SDRIF planning options

In addition to a greater selection of investment options, a SDRIF account offers additional planning options such as the ones listed below:

  • A SDRIF account also offers greater flexibility when making withdrawals. For example, with a Self-Directed account you can make withdrawals in kind. This means that, in addition to cash, you can withdrawal property from the account.  For example, if you do not have sufficient cash within your SDRIF account to make your annual minimum RRIF payment, but you hold investments (such as a mutual fund, common shares or a bond, in a non-registered account), a Self-Directed account enables you to withdraw the shares from your SDRIF instead of cash.
  • With a Self-Directed account you can also swap investments between a Self-Directed RRIF account with a non-registered investment account, provided that both accounts are registered to the same owner and the accounts involved are held at the same financial institution. This can be beneficial if, for example, your Self-Directed RRIF has a cash balance and your non-registered investment account holds investments but no cash, then you can have your SDRIF account purchase an investment from the non-registered account at the investment’s fair market value. This swap effectively moves cash out of the SDRIF account into the non-registered account, and the SDRIF account receives the investment from the non-registered account. If the swap is priced at the investment’s fair market value, there is no resulting income tax impact, as you are not withdrawing anything from the SDRIF account. For SDRIF swaps in kind there are important income tax considerations that should be understood.
  • Swap Update: In the 2011 Budget, CRA updated the rules governing Swap transactions between registered and non-registered investment accounts. The new rules do not ban Swap transactions, but rather clarify the rules governing these types of transaction. (See RRSPs – Anti-Avoidance Rules). Swap transactions are still permitted under CRA's rules, but some financial institutions have decided to stop offering clients this type of transaction reasoning they are protecting their clients from the new CRA rules.

Keep in mind that the CRA has certain guidelines governing assets deposited into a registered account. In general, if the investment deposited into an SDRIF has a capital gain associated with it, then even though the investment is now owned by your SDRIF, it will deem to have been sold thereby triggering a taxable capital gain. If on the other hand the deposited/transferred asset has a capital loss associated with it, the loss will not be recognized by the CRA and it cannot be used to offset past, current nor future taxable capital gains. The tax benefit of a capital loss will be lost if the loss results from the deposit of the investment into an SDRIF account.

A Self-Directed RRIF provides a greater variety of investment options and greater control over your investment portfolio and investing success.

Due to the increased flexibility offered by Self-Directed RRIF accounts many individuals choose to hold their mortgages within their SDRIF accounts, thereby using their retirement savings to finance their home, as mortgages are considered to be qualified investments for registered plans. This can be a complex purchase and you should first check with your financial institution to see if they will administer a mortgage within your SDRIF account. They may accept your mortgage, but charge a set-up fee and an annual mortgage administration fee. An important consideration is the mortgage held by an SDRIF must be insured under the national Housing Act and the interest rate set at a commercial rate.

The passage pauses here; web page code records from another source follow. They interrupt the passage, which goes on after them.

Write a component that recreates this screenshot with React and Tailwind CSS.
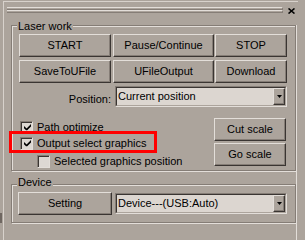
import React from "react";

const btn =
  "flex items-center justify-center h-[23px] bg-[#aca49c] border border-t-[#e3ded9] border-l-[#e3ded9] border-b-[#3a3532] border-r-[#3a3532] shadow-[inset_-1px_-1px_0_#857d76] leading-none";

function Button({ label, w }) {
  return <div className={`${btn} ${w}`}>{label}</div>;
}

function Select({ value, w }) {
  return (
    <div className={`flex h-[21px] ${w} bg-[#dcd6d0] border border-t-[#857d76] border-l-[#857d76] border-b-[#e3ded9] border-r-[#e3ded9]`}>
      <div className="flex flex-1 border border-t-[#3a3532] border-l-[#3a3532] border-b-[#aca49c] border-r-[#aca49c]">
        <div className="flex-1 flex items-center pl-[1px] leading-none">{value}</div>
        <div className="w-[12px] flex items-center justify-center bg-[#aca49c] border border-t-[#e3ded9] border-l-[#e3ded9] border-b-[#3a3532] border-r-[#3a3532] shadow-[inset_-1px_-1px_0_#857d76]">
          <svg width="5" height="3" viewBox="0 0 5 3">
            <path d="M0 0h5L2.5 3z" fill="#000" />
          </svg>
        </div>
      </div>
    </div>
  );
}

function Check({ label, checked }) {
  return (
    <div className="flex items-center h-[16px]">
      <div className="w-[13px] h-[13px] flex items-center justify-center bg-[#ddd8d3] border border-t-[#857d76] border-l-[#857d76] border-b-[#e3ded9] border-r-[#e3ded9] shadow-[inset_1px_1px_0_#3a3532]">
        {checked && (
          <svg width="7" height="7" viewBox="0 0 7 7" className="ml-[1px] mt-[1px]">
            <path d="M0 2v2.2l2 2h1.2l3.8-3.8V0L2.6 4.4z" fill="#000" />
          </svg>
        )}
      </div>
      <span className="ml-[4px] leading-[13px]">{label}</span>
    </div>
  );
}

const group =
  "relative ml-[7px] w-[285px] border border-[#857d76] shadow-[inset_1px_1px_0_#e3ded9,1px_1px_0_#e3ded9]";

export default function App() {
  return (
    <div className="flex w-[305px] h-[240px] bg-[#aca49c] overflow-hidden font-['Liberation_Sans',Arial,sans-serif] text-[11px] text-black">
      <div className="w-[3px] shrink-0">
        <div className="mt-[213px] h-[10px] w-[2px] bg-[#6f6761]" />
      </div>
      <div className="flex flex-col mt-[1px] w-[295px] h-[239px] border-l border-t border-[#d8d2cc]">
        <div className="flex items-start pt-[5px] pl-[3px]">
          <div className="w-[276px]">
            <div className="h-[3px] border-t border-b border-t-[#e3ded9] border-b-[#857d76] border-r border-r-[#857d76]" />
            <div className="h-[3px] border-t border-b border-t-[#e3ded9] border-b-[#857d76] border-r border-r-[#857d76]" />
          </div>
          <svg width="7" height="6" viewBox="0 0 7 6" className="ml-[5px] mt-[1px]">
            <path d="M0.5 0.5l6 5M6.5 0.5l-6 5" stroke="#000" strokeWidth="1.6" />
          </svg>
        </div>

        <div className="flex-1 mt-[11px] w-[293px] border-r border-[#e3ded9]">
          <div className={`${group} h-[146px]`}>
            <span className="absolute left-[5px] top-[-6px] px-[1px] bg-[#aca49c] leading-[13px]">Laser work</span>
            <div className="pl-[7px] pt-[8px]">
              <div className="flex">
                <Button label="START" w="w-[92px]" />
                <div className="ml-[2px]"><Button label="Pause/Continue" w="w-[101px]" /></div>
                <div className="ml-[1px]"><Button label="STOP" w="w-[72px]" /></div>
              </div>
              <div className="flex mt-[3px]">
                <Button label="SaveToUFile" w="w-[92px]" />
                <div className="ml-[2px]"><Button label="UFileOutput" w="w-[101px]" /></div>
                <div className="ml-[1px]"><Button label="Download" w="w-[72px]" /></div>
              </div>
              <div className="flex items-start mt-[3px]">
                <span className="w-[92px] text-right mt-[7px] leading-[13px]">Position:</span>
                <div className="ml-[4px]"><Select value="Current position" w="w-[172px]" /></div>
              </div>
            </div>
            <div className="flex mt-[11px] pl-[8px]">
              <div className="w-[194px] pt-[1px]">
                <Check label="Path optimize" checked />
                <Check label="Output select graphics" checked />
                <div className="pl-[17px] mt-[2px]">
                  <Check label="Selected graphics position" />
                </div>
              </div>
              <div className="w-[72px]">
                <Button label="Cut scale" w="w-[72px]" />
                <div className="mt-[2px]"><Button label="Go scale" w="w-[72px]" /></div>
              </div>
            </div>
            <div className="absolute left-[-3px] top-[105px] w-[148px] h-[22px] border-[3px] border-[#ff0000]" />
          </div>

          <div className={`${group} mt-[13px] h-[39px]`}>
            <span className="absolute left-[5px] top-[-9px] px-[1px] bg-[#aca49c] leading-[13px]">Device</span>
            <div className="flex items-start pl-[6px] pt-[7px]">
              <Button label="Setting" w="w-[94px]" />
              <div className="ml-[3px] mt-[1px]"><Select value="Device---(USB:Auto)" w="w-[172px]" /></div>
            </div>
          </div>
        </div>
      </div>
    </div>
  );
}
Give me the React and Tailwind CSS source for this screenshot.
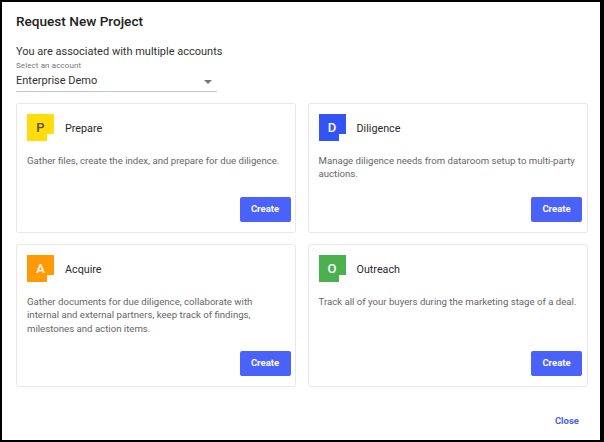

Genworth Canada is one of Canada’s largest mortgage insurance providers. Below is a link to their site dealing with insurance for mortgages held within an  RRIF account. www.genworth.ca

  • Because of the investment flexibility that Self-Directed accounts provide, these accounts can be a useful portfolio and income tax planning tool.

Example:  If your total investment portfolio asset allocation (registered, non-registered and corporate investment accounts), is to include investments that distribute interest income, then these investments are best held within your registered account. Because interest income attracts the highest level of income tax, by holding these investments in the registered account you can defer the tax until a future date when the funds are withdrawn. At the time the interest income is withdrawn from the registered account it will be taxed at the same level as it would if earned outside the registered account. In addition, by holding your interest earning investments in your registered account, you have greater room to hold investments within your taxable accounts that attract a lower level of income tax – (dividend income, capital gains and losses).

Example: Let’s assume you have a total investment portfolio of $100,000, which is comprised of an SDRIF account with $50,000 and a taxable investment account with $50,000. Let’s assume that your Investment Policy Statement (IPS) states that your asset allocation is to be 50% to interest earning GICs and bonds, and 50% to dividend-paying stock market investments.

So if you tell yourself that your SDRIF is your long-term investments and you decide to hold the dividend-paying investments in your SDRIF and your interest earning GICs and bonds in the taxable account, this will substantially reduce your overall after-tax investment returns. The dividends will accumulate sheltered inside the SDRIF thereby losing the dividend tax credit and the dividends will eventually be withdrawn and taxed at the highest income tax rate. In addition, any future capital gains will lose their income tax advantage when occurring inside the SDRIF and any capital losses will not be eligible to reduce future capital gains income tax. At the same time, your interest earning investments will have you paying the highest rate of income tax because they are held outside the registered account and subject to full taxation.

The best solution would be to use the investment and income tax planning benefits of the registered account by holding the $50,000 of interest earning GICs and bonds within the SDRIF, thereby sheltering them from income tax at the highest rate and hold the dividend-paying stock market investments in the taxable account thereby benefiting from the dividend income tax credit and the preferential income tax treatment of capital gains and losses.

Note:  While seemingly more complicated Self-Directed RRIF accounts can provide tremendous flexibility in the management and investment performance of your retirement savings.